* _Records provided_:
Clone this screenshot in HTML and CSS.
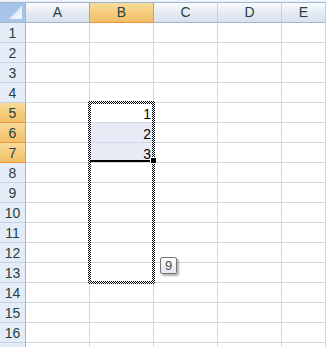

--

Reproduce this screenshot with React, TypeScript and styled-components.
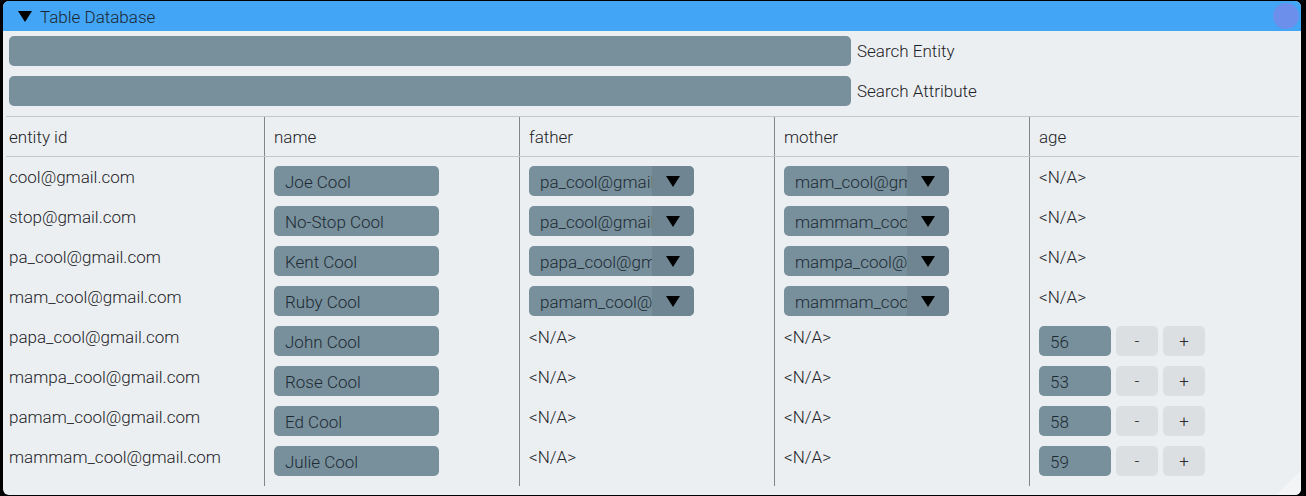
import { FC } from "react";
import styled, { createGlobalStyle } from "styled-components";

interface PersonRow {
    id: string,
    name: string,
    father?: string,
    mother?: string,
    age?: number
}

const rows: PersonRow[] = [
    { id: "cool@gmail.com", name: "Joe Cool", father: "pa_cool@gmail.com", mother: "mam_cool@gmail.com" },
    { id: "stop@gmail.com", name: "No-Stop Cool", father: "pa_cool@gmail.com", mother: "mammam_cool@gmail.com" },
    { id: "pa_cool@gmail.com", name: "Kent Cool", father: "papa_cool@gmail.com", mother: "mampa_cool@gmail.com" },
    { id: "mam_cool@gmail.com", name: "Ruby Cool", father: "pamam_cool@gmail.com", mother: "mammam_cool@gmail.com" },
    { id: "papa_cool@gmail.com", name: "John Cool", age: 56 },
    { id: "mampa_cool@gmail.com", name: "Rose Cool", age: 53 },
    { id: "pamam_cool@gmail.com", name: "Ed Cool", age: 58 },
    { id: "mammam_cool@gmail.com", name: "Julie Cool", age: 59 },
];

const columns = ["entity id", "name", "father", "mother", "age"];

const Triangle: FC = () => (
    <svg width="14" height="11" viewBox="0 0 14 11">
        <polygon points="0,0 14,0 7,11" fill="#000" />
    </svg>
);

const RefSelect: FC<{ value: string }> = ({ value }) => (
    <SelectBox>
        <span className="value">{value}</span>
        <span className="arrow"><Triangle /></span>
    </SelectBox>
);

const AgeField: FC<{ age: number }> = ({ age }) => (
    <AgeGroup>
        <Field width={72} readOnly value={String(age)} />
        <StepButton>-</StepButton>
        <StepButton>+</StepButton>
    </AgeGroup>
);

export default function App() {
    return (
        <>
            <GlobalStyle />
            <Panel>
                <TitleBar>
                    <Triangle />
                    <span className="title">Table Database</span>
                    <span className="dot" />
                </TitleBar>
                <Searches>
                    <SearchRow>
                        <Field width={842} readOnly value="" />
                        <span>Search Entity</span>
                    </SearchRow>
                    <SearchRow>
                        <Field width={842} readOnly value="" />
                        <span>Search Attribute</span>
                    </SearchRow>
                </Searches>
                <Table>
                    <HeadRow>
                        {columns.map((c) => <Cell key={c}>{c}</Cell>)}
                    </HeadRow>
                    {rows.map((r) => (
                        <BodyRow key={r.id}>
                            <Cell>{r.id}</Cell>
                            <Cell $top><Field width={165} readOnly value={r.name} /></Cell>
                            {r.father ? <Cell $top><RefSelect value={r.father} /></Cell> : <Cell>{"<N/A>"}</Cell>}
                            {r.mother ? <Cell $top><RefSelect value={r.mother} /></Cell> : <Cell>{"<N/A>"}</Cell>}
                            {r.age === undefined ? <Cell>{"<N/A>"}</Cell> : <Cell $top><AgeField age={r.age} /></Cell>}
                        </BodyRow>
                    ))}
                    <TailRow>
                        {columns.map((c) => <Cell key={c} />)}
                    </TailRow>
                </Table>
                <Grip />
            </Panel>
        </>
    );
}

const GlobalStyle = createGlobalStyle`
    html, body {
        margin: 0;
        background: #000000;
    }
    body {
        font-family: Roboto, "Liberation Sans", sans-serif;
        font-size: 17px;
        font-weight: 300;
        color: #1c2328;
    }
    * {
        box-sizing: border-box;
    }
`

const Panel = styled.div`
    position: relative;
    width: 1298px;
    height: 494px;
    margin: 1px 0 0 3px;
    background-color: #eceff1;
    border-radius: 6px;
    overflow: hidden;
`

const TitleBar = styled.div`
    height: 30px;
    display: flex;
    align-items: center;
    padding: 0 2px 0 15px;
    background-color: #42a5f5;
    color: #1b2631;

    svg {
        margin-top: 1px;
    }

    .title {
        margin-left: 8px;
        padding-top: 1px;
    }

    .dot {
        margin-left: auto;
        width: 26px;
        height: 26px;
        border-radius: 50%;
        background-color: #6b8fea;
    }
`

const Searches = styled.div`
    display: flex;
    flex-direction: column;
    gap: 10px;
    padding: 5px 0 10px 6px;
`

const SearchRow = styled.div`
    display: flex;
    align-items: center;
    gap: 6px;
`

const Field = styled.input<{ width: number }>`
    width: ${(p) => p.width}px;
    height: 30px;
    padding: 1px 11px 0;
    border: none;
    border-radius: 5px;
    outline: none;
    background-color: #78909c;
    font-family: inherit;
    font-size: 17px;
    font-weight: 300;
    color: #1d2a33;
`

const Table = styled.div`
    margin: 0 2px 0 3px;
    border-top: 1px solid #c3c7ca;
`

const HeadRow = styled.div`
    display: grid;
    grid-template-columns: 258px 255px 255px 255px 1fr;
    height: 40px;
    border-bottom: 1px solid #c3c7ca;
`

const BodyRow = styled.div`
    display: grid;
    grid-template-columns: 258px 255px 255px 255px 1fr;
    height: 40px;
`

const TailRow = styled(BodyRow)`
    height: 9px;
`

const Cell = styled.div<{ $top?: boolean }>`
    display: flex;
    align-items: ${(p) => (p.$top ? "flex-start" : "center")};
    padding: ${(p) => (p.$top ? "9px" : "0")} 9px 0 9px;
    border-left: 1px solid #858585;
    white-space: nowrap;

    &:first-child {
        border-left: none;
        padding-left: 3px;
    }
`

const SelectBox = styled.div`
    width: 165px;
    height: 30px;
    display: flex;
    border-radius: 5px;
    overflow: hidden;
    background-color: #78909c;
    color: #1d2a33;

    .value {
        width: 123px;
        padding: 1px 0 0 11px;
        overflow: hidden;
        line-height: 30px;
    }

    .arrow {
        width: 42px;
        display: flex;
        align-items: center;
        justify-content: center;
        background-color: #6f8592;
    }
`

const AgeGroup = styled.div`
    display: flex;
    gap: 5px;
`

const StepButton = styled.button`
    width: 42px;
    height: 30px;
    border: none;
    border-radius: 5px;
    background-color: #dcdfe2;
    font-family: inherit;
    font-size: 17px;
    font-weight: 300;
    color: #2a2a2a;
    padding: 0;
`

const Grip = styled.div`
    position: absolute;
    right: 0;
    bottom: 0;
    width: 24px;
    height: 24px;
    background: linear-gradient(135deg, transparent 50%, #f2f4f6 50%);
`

...

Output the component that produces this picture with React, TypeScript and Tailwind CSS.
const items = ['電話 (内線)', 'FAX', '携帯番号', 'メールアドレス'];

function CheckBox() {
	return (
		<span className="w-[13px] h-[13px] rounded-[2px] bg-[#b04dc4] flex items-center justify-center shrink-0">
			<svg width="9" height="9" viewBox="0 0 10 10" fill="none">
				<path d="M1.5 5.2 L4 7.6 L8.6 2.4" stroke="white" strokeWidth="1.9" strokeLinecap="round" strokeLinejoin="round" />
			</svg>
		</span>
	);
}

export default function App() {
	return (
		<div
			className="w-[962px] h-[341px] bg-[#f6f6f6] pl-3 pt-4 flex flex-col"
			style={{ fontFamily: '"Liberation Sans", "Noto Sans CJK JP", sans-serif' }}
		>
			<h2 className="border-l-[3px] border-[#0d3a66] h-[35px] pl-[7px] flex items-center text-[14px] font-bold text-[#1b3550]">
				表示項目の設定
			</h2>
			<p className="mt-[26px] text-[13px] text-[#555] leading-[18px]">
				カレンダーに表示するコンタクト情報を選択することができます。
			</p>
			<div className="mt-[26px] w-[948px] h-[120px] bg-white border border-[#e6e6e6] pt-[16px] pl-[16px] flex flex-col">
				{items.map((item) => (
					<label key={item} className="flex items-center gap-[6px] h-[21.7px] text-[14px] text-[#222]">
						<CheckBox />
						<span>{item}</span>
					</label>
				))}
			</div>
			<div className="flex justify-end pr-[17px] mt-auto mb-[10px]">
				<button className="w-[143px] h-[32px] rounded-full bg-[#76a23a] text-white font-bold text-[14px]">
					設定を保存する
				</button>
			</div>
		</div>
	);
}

* _Problem description_: Identify each line in the entries with the word "this" and copy it.

* _Full solution_:
Clone this screenshot in HTML and CSS.
Reproduce this screenshot with React, TypeScript and styled-components.
Output the component that produces this picture with React, TypeScript and Tailwind CSS.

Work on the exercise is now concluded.